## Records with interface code

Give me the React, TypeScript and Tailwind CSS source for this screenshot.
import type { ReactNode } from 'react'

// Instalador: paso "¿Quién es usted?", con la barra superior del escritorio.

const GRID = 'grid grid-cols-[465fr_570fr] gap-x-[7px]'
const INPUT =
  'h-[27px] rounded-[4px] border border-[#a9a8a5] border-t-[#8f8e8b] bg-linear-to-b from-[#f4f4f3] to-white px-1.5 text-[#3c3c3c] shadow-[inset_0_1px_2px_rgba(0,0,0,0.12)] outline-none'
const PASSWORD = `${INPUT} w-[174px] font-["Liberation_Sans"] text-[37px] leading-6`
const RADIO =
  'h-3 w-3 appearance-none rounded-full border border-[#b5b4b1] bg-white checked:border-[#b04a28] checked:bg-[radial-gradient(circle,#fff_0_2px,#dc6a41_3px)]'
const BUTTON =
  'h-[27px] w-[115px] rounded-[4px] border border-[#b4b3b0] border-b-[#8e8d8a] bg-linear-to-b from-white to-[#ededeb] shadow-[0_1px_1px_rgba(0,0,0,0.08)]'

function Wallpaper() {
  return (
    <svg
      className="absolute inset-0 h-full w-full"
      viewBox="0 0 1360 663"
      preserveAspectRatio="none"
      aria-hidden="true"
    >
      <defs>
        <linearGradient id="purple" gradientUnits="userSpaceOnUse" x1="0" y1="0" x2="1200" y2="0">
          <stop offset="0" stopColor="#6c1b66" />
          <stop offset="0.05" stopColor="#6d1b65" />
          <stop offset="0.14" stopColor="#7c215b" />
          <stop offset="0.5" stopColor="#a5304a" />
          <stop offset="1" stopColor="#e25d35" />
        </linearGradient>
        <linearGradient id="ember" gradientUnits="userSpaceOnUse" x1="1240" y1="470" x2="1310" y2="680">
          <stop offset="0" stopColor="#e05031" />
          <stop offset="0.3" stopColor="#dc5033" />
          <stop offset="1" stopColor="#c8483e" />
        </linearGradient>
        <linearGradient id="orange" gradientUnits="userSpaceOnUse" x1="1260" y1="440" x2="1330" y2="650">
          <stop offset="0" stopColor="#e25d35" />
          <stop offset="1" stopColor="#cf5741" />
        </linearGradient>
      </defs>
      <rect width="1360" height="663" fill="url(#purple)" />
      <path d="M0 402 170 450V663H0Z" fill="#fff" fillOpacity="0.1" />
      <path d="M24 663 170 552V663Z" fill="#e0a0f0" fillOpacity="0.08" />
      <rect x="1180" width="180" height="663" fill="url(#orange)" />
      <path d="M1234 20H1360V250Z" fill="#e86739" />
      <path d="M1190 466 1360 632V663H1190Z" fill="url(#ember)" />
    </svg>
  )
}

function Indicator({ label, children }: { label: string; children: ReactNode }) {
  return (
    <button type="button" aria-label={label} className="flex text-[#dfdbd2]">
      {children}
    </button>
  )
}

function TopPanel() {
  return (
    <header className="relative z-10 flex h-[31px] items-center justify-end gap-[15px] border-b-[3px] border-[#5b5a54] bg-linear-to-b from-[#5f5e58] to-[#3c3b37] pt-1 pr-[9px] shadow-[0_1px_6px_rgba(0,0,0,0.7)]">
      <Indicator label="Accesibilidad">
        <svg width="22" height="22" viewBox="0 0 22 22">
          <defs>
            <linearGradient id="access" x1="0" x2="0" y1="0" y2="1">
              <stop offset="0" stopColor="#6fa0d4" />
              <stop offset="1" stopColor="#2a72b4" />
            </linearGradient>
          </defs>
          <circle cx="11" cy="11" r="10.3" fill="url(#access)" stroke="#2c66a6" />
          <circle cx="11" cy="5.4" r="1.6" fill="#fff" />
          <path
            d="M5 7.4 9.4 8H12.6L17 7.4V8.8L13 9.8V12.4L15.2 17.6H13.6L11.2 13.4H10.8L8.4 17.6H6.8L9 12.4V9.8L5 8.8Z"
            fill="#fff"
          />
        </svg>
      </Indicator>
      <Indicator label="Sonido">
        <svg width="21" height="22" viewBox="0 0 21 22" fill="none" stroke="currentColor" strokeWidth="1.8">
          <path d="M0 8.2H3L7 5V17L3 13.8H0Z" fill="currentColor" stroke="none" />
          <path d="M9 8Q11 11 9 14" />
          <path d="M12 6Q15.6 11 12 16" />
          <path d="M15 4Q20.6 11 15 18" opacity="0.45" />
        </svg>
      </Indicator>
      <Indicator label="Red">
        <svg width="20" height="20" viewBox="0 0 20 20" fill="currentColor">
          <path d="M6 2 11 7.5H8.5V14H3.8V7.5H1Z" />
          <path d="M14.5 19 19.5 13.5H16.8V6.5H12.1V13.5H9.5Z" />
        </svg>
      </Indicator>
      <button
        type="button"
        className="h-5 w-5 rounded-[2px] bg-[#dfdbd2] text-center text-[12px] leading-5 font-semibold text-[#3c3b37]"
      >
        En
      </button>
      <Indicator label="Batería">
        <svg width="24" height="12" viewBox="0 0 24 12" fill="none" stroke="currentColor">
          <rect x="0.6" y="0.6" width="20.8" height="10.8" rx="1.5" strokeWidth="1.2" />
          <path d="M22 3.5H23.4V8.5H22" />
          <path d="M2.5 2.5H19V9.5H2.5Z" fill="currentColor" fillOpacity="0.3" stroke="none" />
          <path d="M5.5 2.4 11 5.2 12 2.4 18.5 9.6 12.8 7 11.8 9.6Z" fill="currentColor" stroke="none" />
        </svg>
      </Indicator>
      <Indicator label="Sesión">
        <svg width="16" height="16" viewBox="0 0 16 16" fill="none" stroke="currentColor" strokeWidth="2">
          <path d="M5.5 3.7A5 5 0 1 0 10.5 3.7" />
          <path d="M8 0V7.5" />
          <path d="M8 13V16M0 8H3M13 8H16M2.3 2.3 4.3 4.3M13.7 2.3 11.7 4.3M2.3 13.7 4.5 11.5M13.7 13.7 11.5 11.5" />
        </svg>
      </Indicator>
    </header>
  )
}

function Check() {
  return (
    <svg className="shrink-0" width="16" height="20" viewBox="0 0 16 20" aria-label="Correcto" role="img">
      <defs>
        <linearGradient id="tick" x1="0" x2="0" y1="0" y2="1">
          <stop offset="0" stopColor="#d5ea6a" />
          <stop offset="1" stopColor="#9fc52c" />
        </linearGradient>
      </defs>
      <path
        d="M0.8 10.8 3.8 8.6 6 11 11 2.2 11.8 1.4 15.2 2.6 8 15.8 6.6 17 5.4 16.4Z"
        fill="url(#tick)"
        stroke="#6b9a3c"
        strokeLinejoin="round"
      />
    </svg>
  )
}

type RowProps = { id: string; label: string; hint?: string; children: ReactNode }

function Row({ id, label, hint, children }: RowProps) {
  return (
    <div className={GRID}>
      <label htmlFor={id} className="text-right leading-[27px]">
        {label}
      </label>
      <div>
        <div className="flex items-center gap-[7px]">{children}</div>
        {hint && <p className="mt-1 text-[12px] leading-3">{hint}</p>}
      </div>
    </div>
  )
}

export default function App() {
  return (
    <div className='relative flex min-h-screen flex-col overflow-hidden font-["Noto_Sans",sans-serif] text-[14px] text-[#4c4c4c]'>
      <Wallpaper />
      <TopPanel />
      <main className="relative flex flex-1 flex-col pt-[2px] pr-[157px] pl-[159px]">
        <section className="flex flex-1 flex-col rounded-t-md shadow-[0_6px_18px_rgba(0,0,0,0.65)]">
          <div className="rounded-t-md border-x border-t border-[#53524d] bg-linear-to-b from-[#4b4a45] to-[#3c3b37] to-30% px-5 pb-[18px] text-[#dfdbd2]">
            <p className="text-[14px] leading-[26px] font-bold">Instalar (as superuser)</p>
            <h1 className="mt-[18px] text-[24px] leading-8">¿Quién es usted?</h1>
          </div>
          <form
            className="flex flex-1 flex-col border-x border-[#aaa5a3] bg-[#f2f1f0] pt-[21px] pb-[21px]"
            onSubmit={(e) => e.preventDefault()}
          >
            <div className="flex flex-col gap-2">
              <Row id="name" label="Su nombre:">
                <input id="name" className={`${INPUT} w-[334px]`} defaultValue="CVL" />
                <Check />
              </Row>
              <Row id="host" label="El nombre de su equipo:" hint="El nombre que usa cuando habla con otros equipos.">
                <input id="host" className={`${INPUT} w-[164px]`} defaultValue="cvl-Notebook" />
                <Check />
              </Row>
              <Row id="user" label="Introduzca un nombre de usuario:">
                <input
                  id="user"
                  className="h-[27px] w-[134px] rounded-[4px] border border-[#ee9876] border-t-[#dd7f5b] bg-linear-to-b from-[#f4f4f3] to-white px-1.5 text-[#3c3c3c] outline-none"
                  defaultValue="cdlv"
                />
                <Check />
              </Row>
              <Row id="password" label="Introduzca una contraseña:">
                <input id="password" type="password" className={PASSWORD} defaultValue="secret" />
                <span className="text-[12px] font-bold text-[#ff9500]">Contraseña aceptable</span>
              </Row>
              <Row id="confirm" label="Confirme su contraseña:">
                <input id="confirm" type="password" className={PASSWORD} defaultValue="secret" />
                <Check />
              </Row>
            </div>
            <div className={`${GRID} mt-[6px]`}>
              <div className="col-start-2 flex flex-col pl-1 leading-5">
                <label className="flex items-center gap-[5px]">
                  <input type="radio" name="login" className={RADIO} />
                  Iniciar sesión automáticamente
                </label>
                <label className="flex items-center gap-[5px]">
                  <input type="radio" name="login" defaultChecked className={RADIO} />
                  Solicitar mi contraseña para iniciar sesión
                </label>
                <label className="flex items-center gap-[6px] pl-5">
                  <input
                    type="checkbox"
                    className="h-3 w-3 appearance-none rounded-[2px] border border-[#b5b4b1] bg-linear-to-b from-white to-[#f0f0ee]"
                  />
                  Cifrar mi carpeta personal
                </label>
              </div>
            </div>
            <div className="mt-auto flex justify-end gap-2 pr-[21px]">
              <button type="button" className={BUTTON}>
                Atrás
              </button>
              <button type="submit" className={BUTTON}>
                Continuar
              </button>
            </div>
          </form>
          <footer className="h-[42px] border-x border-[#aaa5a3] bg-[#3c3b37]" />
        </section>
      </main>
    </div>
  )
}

--

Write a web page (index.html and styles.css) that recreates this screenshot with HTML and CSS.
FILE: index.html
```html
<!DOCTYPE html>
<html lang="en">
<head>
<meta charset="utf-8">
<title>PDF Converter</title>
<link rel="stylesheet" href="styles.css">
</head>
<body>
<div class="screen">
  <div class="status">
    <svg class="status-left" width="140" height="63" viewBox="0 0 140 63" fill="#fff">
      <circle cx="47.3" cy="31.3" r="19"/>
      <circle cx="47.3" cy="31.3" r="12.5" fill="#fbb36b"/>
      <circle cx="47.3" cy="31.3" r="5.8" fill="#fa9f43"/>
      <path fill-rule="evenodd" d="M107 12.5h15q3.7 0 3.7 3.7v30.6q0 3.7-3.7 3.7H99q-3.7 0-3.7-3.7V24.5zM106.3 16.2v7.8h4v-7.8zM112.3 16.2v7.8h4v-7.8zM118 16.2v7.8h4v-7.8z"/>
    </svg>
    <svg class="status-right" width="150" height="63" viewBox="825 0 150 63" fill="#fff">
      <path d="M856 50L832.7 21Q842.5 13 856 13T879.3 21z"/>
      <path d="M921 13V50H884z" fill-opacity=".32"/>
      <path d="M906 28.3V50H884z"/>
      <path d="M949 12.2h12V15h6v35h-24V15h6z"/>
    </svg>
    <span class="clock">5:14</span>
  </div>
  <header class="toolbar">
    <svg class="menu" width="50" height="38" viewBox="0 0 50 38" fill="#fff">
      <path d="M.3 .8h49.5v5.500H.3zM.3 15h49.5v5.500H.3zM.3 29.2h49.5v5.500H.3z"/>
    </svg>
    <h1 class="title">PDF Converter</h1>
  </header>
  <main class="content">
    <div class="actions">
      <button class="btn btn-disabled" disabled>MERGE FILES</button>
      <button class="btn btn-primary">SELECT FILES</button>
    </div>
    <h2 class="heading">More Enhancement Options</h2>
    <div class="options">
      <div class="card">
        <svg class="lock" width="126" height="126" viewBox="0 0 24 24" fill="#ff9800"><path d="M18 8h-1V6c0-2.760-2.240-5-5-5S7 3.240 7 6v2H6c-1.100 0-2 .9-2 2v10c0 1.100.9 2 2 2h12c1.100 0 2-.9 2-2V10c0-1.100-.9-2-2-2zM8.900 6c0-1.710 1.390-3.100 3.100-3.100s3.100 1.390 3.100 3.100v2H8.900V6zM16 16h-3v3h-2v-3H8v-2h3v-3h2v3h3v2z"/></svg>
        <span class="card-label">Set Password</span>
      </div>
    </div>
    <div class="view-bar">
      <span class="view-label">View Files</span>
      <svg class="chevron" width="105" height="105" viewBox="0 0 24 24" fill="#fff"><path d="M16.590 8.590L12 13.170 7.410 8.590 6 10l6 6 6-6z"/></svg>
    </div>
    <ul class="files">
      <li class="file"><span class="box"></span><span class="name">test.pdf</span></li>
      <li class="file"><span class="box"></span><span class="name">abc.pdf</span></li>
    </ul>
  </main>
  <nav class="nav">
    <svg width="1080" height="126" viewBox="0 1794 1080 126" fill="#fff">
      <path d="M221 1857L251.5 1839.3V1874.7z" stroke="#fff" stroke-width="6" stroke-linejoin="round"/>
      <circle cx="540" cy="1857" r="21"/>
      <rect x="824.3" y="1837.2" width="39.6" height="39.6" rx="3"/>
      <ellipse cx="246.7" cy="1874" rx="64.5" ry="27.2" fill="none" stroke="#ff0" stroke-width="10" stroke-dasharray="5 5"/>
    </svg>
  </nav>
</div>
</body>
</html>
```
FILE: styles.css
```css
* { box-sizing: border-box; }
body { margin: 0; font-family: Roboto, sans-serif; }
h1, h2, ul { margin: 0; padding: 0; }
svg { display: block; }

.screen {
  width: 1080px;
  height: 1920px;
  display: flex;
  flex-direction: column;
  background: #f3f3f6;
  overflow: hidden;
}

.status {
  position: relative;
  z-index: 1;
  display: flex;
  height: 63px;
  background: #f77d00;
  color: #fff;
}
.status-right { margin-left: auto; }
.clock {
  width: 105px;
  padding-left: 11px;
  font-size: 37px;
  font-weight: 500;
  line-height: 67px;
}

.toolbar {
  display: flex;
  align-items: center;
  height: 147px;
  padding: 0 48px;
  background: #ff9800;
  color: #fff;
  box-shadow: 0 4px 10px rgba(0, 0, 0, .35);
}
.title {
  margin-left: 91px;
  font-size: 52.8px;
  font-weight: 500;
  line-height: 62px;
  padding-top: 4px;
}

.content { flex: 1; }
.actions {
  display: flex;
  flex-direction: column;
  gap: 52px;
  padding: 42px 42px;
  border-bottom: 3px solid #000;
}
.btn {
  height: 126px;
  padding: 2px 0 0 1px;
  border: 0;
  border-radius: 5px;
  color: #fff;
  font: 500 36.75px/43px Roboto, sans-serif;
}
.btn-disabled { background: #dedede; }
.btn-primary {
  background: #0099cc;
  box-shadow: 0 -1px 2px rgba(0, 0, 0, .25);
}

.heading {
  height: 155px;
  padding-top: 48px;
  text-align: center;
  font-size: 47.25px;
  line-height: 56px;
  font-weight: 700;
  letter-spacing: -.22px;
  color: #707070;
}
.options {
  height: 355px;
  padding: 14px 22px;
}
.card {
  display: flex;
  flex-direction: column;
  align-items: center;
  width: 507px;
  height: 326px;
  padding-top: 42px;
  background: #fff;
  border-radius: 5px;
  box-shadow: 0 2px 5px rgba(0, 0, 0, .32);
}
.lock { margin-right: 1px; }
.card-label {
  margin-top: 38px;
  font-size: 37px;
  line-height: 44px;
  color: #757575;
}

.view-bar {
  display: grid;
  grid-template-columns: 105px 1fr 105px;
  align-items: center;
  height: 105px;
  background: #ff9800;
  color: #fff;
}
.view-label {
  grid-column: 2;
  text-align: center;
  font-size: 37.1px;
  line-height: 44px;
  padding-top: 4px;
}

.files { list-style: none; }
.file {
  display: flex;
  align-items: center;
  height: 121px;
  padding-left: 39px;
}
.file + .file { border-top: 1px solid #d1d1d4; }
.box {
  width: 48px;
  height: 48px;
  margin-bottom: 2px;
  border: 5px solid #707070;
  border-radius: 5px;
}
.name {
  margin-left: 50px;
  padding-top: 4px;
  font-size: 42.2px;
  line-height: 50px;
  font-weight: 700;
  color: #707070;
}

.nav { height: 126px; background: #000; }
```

## What is asked
Output exactly one stretch of the listing: from the line containing "Give me the" through the line containing "superior del escritorio.", both end lines included.

## Exercise response
Give me the React, TypeScript and Tailwind CSS source for this screenshot.
import type { ReactNode } from 'react'

// Instalador: paso "¿Quién es usted?", con la barra superior del escritorio.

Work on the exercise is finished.